** What you have to do **
Nothing in the data should change when you return it, but leave the pictures out.

** Recorded information **
** Start **

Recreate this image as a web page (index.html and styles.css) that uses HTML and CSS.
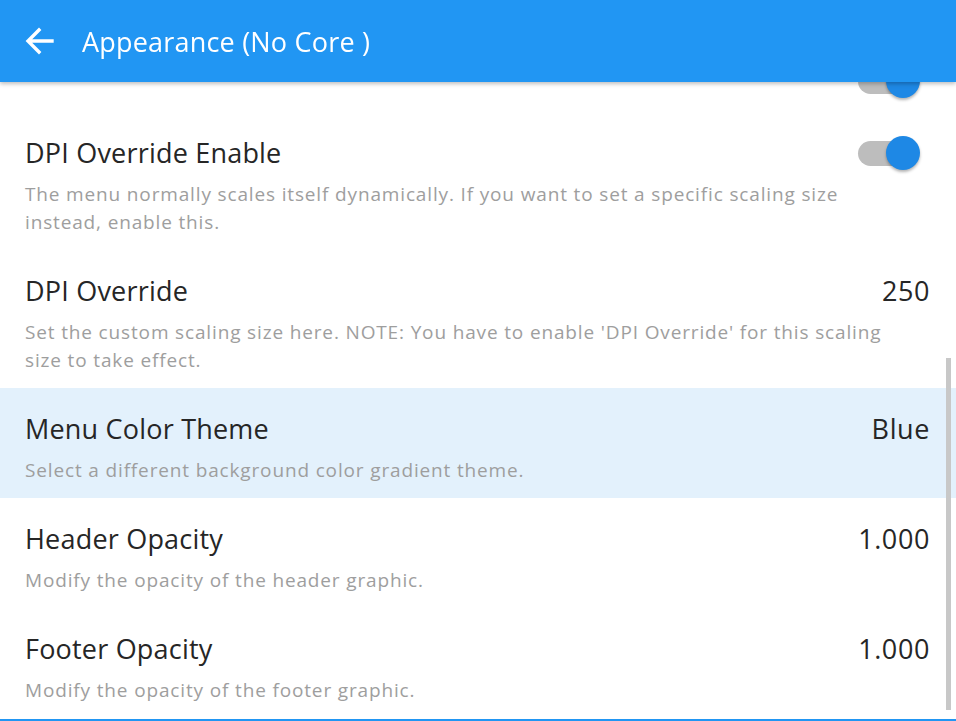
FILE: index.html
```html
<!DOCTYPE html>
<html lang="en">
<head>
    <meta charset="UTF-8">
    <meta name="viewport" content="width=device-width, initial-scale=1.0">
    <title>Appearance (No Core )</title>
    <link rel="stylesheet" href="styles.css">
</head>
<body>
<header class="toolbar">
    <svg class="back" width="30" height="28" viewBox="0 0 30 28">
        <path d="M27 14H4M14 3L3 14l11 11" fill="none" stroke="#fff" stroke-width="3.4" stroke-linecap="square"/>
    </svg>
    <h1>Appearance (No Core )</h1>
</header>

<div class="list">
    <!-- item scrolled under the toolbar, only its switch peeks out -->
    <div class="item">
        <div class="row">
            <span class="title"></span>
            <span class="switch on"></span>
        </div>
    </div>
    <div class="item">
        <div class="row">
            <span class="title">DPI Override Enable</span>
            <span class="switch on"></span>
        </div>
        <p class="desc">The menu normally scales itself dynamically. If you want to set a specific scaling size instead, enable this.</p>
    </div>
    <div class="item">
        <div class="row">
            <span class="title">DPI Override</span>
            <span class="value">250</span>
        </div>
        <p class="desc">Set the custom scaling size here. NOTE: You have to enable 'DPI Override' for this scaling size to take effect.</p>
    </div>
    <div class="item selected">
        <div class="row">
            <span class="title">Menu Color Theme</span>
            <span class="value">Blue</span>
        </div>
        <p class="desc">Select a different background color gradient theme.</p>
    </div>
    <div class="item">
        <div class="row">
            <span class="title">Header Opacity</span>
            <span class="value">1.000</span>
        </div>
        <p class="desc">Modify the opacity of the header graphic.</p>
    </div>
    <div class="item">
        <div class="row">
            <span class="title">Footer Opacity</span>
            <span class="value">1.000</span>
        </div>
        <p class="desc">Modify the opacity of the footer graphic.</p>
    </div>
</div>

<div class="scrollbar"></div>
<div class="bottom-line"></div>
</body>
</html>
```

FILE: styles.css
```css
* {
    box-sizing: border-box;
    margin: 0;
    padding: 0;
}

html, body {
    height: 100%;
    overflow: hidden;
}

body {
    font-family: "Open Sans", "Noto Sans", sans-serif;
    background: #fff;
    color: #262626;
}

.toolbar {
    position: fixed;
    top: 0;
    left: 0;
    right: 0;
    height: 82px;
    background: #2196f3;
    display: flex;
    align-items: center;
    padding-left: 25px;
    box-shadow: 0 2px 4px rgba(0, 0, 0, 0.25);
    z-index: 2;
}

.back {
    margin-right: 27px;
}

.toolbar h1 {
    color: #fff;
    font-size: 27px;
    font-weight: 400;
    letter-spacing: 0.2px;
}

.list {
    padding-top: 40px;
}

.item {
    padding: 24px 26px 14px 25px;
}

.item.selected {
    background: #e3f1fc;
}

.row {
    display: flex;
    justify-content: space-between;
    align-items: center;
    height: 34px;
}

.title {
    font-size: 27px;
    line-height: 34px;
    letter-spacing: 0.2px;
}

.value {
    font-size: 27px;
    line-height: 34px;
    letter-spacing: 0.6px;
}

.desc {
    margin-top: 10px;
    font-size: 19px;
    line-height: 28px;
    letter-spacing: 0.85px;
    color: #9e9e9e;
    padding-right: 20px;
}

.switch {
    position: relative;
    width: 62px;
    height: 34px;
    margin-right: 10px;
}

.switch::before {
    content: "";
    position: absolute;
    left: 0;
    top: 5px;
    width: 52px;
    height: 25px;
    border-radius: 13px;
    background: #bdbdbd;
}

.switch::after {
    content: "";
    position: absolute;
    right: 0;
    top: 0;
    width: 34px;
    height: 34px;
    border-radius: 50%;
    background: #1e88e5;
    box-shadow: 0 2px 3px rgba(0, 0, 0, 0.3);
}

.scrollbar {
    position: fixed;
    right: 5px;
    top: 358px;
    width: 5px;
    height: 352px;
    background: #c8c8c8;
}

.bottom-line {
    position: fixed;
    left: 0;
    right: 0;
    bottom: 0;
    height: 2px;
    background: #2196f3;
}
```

** End **

** Complete response **
Recreate this image as a web page (index.html and styles.css) that uses HTML and CSS.
FILE: index.html
```html
<!DOCTYPE html>
<html lang="en">
<head>
    <meta charset="UTF-8">
    <meta name="viewport" content="width=device-width, initial-scale=1.0">
    <title>Appearance (No Core )</title>
    <link rel="stylesheet" href="styles.css">
</head>
<body>
<header class="toolbar">
    <svg class="back" width="30" height="28" viewBox="0 0 30 28">
        <path d="M27 14H4M14 3L3 14l11 11" fill="none" stroke="#fff" stroke-width="3.4" stroke-linecap="square"/>
    </svg>
    <h1>Appearance (No Core )</h1>
</header>

<div class="list">
    <!-- item scrolled under the toolbar, only its switch peeks out -->
    <div class="item">
        <div class="row">
            <span class="title"></span>
            <span class="switch on"></span>
        </div>
    </div>
    <div class="item">
        <div class="row">
            <span class="title">DPI Override Enable</span>
            <span class="switch on"></span>
        </div>
        <p class="desc">The menu normally scales itself dynamically. If you want to set a specific scaling size instead, enable this.</p>
    </div>
    <div class="item">
        <div class="row">
            <span class="title">DPI Override</span>
            <span class="value">250</span>
        </div>
        <p class="desc">Set the custom scaling size here. NOTE: You have to enable 'DPI Override' for this scaling size to take effect.</p>
    </div>
    <div class="item selected">
        <div class="row">
            <span class="title">Menu Color Theme</span>
            <span class="value">Blue</span>
        </div>
        <p class="desc">Select a different background color gradient theme.</p>
    </div>
    <div class="item">
        <div class="row">
            <span class="title">Header Opacity</span>
            <span class="value">1.000</span>
        </div>
        <p class="desc">Modify the opacity of the header graphic.</p>
    </div>
    <div class="item">
        <div class="row">
            <span class="title">Footer Opacity</span>
            <span class="value">1.000</span>
        </div>
        <p class="desc">Modify the opacity of the footer graphic.</p>
    </div>
</div>

<div class="scrollbar"></div>
<div class="bottom-line"></div>
</body>
</html>
```

FILE: styles.css
```css
* {
    box-sizing: border-box;
    margin: 0;
    padding: 0;
}

html, body {
    height: 100%;
    overflow: hidden;
}

body {
    font-family: "Open Sans", "Noto Sans", sans-serif;
    background: #fff;
    color: #262626;
}

.toolbar {
    position: fixed;
    top: 0;
    left: 0;
    right: 0;
    height: 82px;
    background: #2196f3;
    display: flex;
    align-items: center;
    padding-left: 25px;
    box-shadow: 0 2px 4px rgba(0, 0, 0, 0.25);
    z-index: 2;
}

.back {
    margin-right: 27px;
}

.toolbar h1 {
    color: #fff;
    font-size: 27px;
    font-weight: 400;
    letter-spacing: 0.2px;
}

.list {
    padding-top: 40px;
}

.item {
    padding: 24px 26px 14px 25px;
}

.item.selected {
    background: #e3f1fc;
}

.row {
    display: flex;
    justify-content: space-between;
    align-items: center;
    height: 34px;
}

.title {
    font-size: 27px;
    line-height: 34px;
    letter-spacing: 0.2px;
}

.value {
    font-size: 27px;
    line-height: 34px;
    letter-spacing: 0.6px;
}

.desc {
    margin-top: 10px;
    font-size: 19px;
    line-height: 28px;
    letter-spacing: 0.85px;
    color: #9e9e9e;
    padding-right: 20px;
}

.switch {
    position: relative;
    width: 62px;
    height: 34px;
    margin-right: 10px;
}

.switch::before {
    content: "";
    position: absolute;
    left: 0;
    top: 5px;
    width: 52px;
    height: 25px;
    border-radius: 13px;
    background: #bdbdbd;
}

.switch::after {
    content: "";
    position: absolute;
    right: 0;
    top: 0;
    width: 34px;
    height: 34px;
    border-radius: 50%;
    background: #1e88e5;
    box-shadow: 0 2px 3px rgba(0, 0, 0, 0.3);
}

.scrollbar {
    position: fixed;
    right: 5px;
    top: 358px;
    width: 5px;
    height: 352px;
    background: #c8c8c8;
}

.bottom-line {
    position: fixed;
    left: 0;
    right: 0;
    bottom: 0;
    height: 2px;
    background: #2196f3;
}
```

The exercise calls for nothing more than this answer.